▶ [DATA BLOCK]

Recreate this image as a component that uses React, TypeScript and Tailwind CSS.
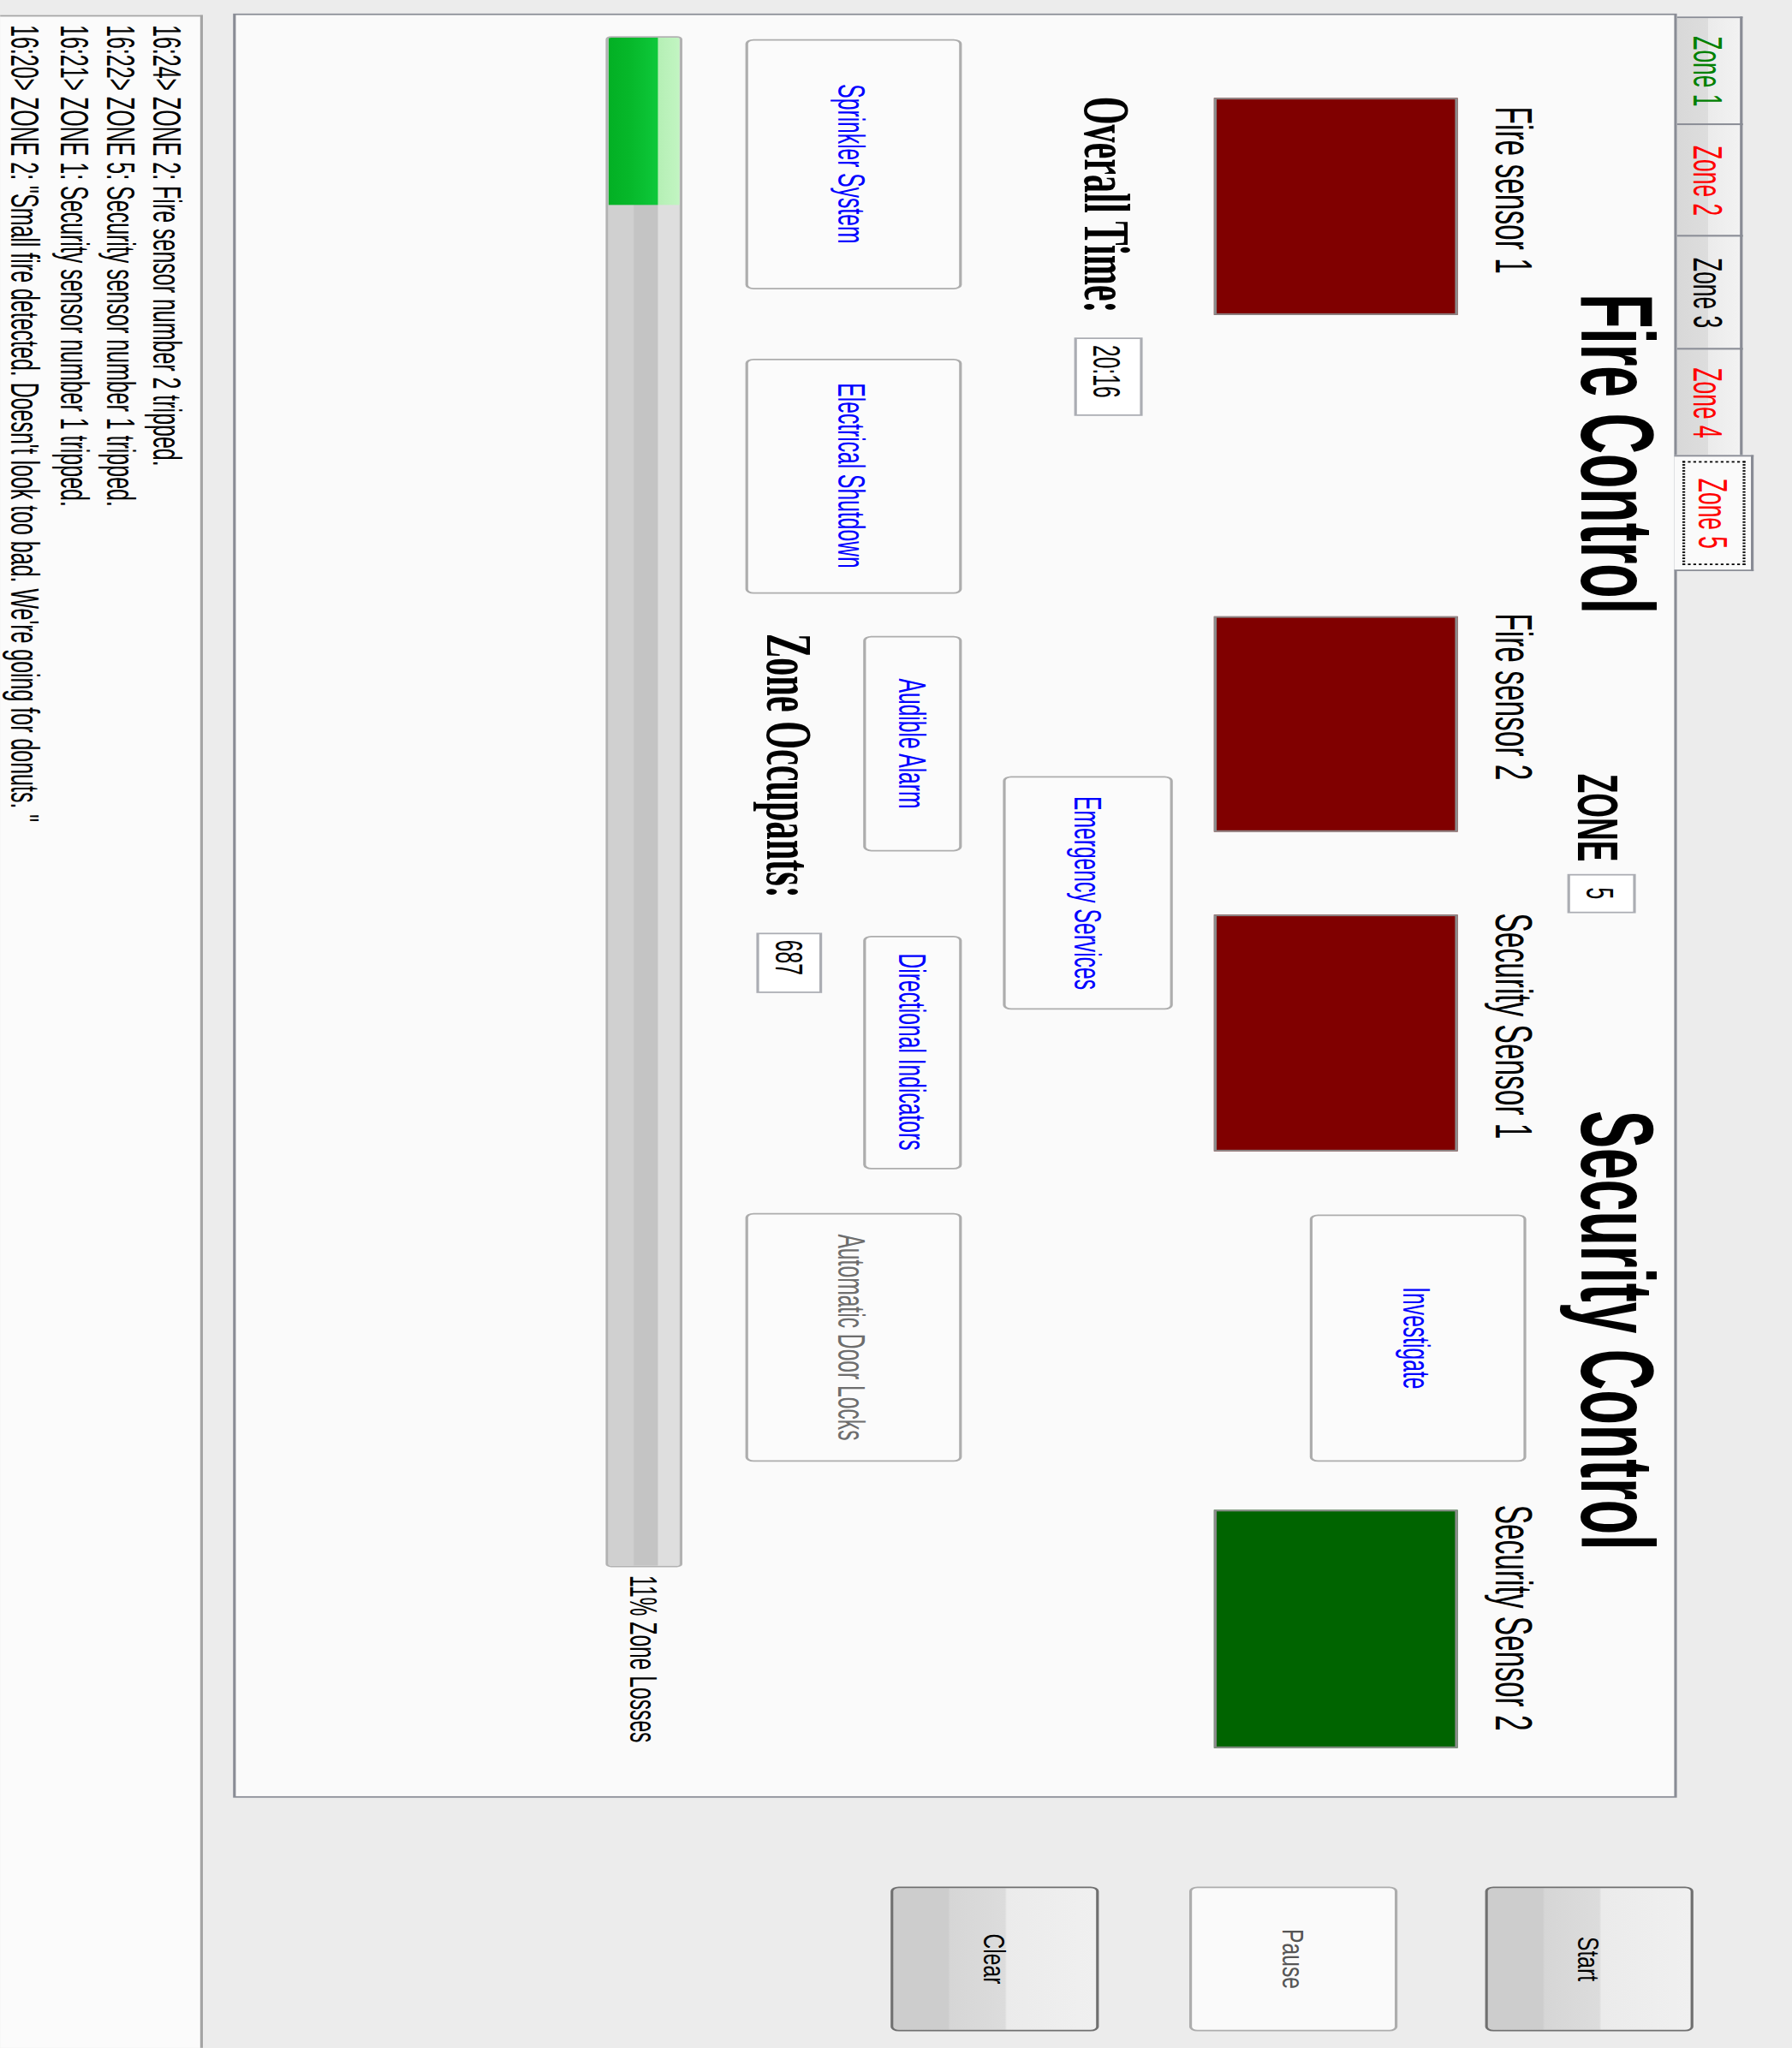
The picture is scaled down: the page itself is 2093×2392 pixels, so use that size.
import React from 'react'

const tabs = [
  { label: 'Zone 1', color: 'text-[#008000]', width: 'w-[72px]' },
  { label: 'Zone 2', color: 'text-[#ff0000]', width: 'w-[75px]' },
  { label: 'Zone 3', color: 'text-black', width: 'w-[76px]' },
  { label: 'Zone 4', color: 'text-[#ff0000]', width: 'w-[72px]' },
]

const logLines = [
  '16:24> ZONE 2: Fire sensor number 2 tripped.',
  '16:22> ZONE 5: Security sensor number 1 tripped.',
  '16:21> ZONE 1: Security sensor number 1 tripped.',
  '16:20> ZONE 2: "Small fire detected. Doesn\'t look too bad. We\'re going for donuts. "',
]

const PanelButton = ({ label, className, muted }: { label: string; className: string; muted?: boolean }) => (
  <div
    className={`flex shrink-0 items-center justify-center rounded-[3px] border border-[#adadad] bg-[#fbfbfb] text-[14px] leading-none whitespace-nowrap ${
      muted ? 'text-[#6d6d6d]' : 'text-[#0000ff]'
    } ${className}`}
  >
    {label}
  </div>
)

const Sensor = ({ label, labelClass, boxClass }: { label: string; labelClass: string; boxClass: string }) => (
  <div className="flex shrink-0 flex-col">
    <span className={`h-[19px] text-[19px] leading-none whitespace-nowrap text-black ${labelClass}`}>{label}</span>
    <div className={`mt-[10.7px] h-[89.65px] border border-[#8a8a8a] ${boxClass}`} />
  </div>
)

const SideButton = ({ label, active }: { label: string; active: boolean }) => (
  <div
    className={`flex h-[76px] w-[95.4px] items-center justify-center rounded-[3px] border text-[14px] leading-none ${
      active
        ? 'border-[#707070] bg-[linear-gradient(to_bottom,#f0f0f0_0%,#ebebeb_44%,#dcdcdc_45%,#d6d6d6_72%,#cdcdcd_73%,#cdcdcd_100%)] text-black'
        : 'border-[#adadad] bg-[#fafafa] text-[#555555]'
    }`}
  >
    <span className="inline-block scale-y-[0.8]">{label}</span>
  </div>
)

const TextBox = ({ value, className }: { value: string; className: string }) => (
  <div className={`flex shrink-0 items-center border border-[#abadb3] bg-white text-[14px] leading-none text-black ${className}`}>
    {value}
  </div>
)

export default function App() {
  return (
    <div className="h-[2392px] w-[2093px] overflow-hidden bg-[#ececec]">
      <div className="flex h-[654px] w-[1359px] origin-top-left flex-col font-['Liberation_Sans',Arial,sans-serif] [transform:translateX(2093px)_rotate(90deg)_scale(1.76,3.2)]">
        <div className="flex items-start">
          {/* Zone tabs */}
          <div className="ml-[8.5px] mt-[14.4px] flex w-[1184.5px] flex-col">
            <div className="flex h-[27.2px] items-end pl-[2.9px]">
              {tabs.map((tab) => (
                <div
                  key={tab.label}
                  className={`-mr-px flex h-[24px] items-center justify-center border border-b-0 border-[#898c95] bg-[linear-gradient(to_bottom,#f2f2f2_0%,#ebebeb_50%,#dddddd_51%,#d8d8d8_100%)] text-[15px] leading-none ${tab.width} ${tab.color}`}
                >
                  {tab.label}
                </div>
              ))}
              <div className="relative z-10 -mb-px h-[28.2px] w-[77px] border border-b-0 border-[#898c95] bg-[#fafafa] px-[3px] pb-[2.6px] pt-[2px]">
                <div className="flex h-full items-center justify-center border border-dotted border-black text-[15px] leading-none text-[#ff0000]">
                  Zone 5
                </div>
              </div>
            </div>

            <div className="flex h-[527.4px] flex-col border border-[#898c95] bg-[#fafafa]">
              {/* titles */}
              <div className="mt-[3.4px] flex items-start pl-[185.4px]">
                <div className="w-[318.6px] shrink-0 text-[37.5px] font-bold leading-none whitespace-nowrap text-black">
                  Fire Control
                </div>
                <div className="mt-[14.1px] w-[66.5px] shrink-0 text-[21px] font-bold leading-none text-black">ZONE</div>
                <TextBox value="5" className="mt-[11.2px] h-[25.3px] w-[25.7px] justify-center" />
                <div className="ml-[131.3px] shrink-0 text-[37.5px] font-bold leading-none whitespace-nowrap text-black">
                  Security Control
                </div>
              </div>

              {/* sensors */}
              <div className="mt-[8.4px] flex items-start pl-[55.3px]">
                <Sensor label="Fire sensor 1" labelClass="ml-[6px]" boxClass="w-[144.2px] bg-[#800000]" />
                <div className="ml-[200px]">
                  <Sensor label="Fire sensor 2" labelClass="-ml-[2px]" boxClass="w-[143px] bg-[#800000]" />
                </div>
                <div className="ml-[55px]">
                  <Sensor label="Security Sensor 1" labelClass="-ml-[1px]" boxClass="w-[157px] bg-[#800000]" />
                </div>
                <PanelButton label="Investigate" className="ml-[42px] mt-[5.3px] h-[78.8px] w-[164px]" />
                <div className="ml-[31.7px]">
                  <Sensor label="Security Sensor 2" labelClass="-ml-[3px]" boxClass="w-[158px] bg-[#006400]" />
                </div>
              </div>

              {/* overall time */}
              <div className="mt-[14.75px] flex items-start pl-[54.5px]">
                <div className="mt-[11.8px] w-[160px] shrink-0 font-['Liberation_Serif','Times_New_Roman',serif] text-[24px] font-bold leading-none whitespace-nowrap text-black">
                  Overall Time:
                </div>
                <TextBox value="20:16" className="mt-[11.5px] h-[24.7px] w-[51.6px] pl-[4px]" />
                <PanelButton label="Emergency Services" className="ml-[239.2px] h-[62.4px] w-[155.7px]" />
              </div>

              {/* actions */}
              <div className="mt-[14.6px] flex items-start pl-[16.5px]">
                <PanelButton label="Sprinkler System" className="h-[79.2px] w-[165.5px]" />
                <PanelButton label="Electrical Shutdown" className="ml-[46px] h-[79.2px] w-[156.25px]" />
                <div className="ml-[26.75px] flex shrink-0 flex-col">
                  <div className="flex">
                    <PanelButton label="Audible Alarm" className="ml-[1.5px] h-[36.4px] w-[143px]" />
                    <PanelButton label="Directional Indicators" className="ml-[55.5px] h-[36.4px] w-[155.1px]" />
                  </div>
                  <div className="mt-[14.35px] flex items-start">
                    <div className="mt-[0.45px] w-[198.25px] shrink-0 font-['Liberation_Serif','Times_New_Roman',serif] text-[24px] font-bold leading-none whitespace-nowrap text-black">
                      Zone Occupants:
                    </div>
                    <TextBox value="687" className="h-[24.65px] w-[39.75px] pl-[4px]" />
                  </div>
                </div>
                <PanelButton label="Automatic Door Locks" muted className="ml-[29.4px] h-[79.2px] w-[165px]" />
              </div>

              {/* losses */}
              <div className="mt-[22.5px] flex items-center pl-[14.4px]">
                <div className="h-[28.4px] w-[1016.4px] shrink-0 overflow-hidden rounded-[2px] border border-[#b2b2b2] bg-[linear-gradient(to_bottom,#dedede_0%,#dedede_30%,#c4c4c4_31%,#c4c4c4_64%,#d0d0d0_65%,#d0d0d0_100%)]">
                  <div className="h-full w-[11%] bg-[linear-gradient(to_bottom,#c2f5c2_0%,#b5efb5_30%,#0ec83a_31%,#06b82a_70%,#03b024_100%)]" />
                </div>
                <div className="ml-[5.2px] text-[14px] leading-none whitespace-nowrap text-black">11% Zone Losses</div>
              </div>
            </div>
          </div>

          {/* run controls */}
          <div className="ml-[59.3px] mt-[35.6px] flex shrink-0 flex-col gap-[32.7px]">
            <SideButton label="Start" active />
            <SideButton label="Pause" active={false} />
            <SideButton label="Clear" active />
          </div>
        </div>

        {/* event log */}
        <div className="ml-[9.5px] mt-[11.3px] flex-1 border-l border-t border-[#a5a5a5] bg-[#fbfbfb] pl-[6px] pt-[3.4px] text-[14.2px] leading-[17.3px] text-black">
          {logLines.map((line) => (
            <div key={line} className="whitespace-pre">
              {line}
            </div>
          ))}
        </div>
      </div>
    </div>
  )
}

▶ [STATED EXERCISE] Begin at the top of the material above and output each line exactly, stopping after the line that holds "import React from 'react'". Leave out pictures.

▶ [FULL RESPONSE]
Recreate this image as a component that uses React, TypeScript and Tailwind CSS.
The picture is scaled down: the page itself is 2093×2392 pixels, so use that size.
import React from 'react'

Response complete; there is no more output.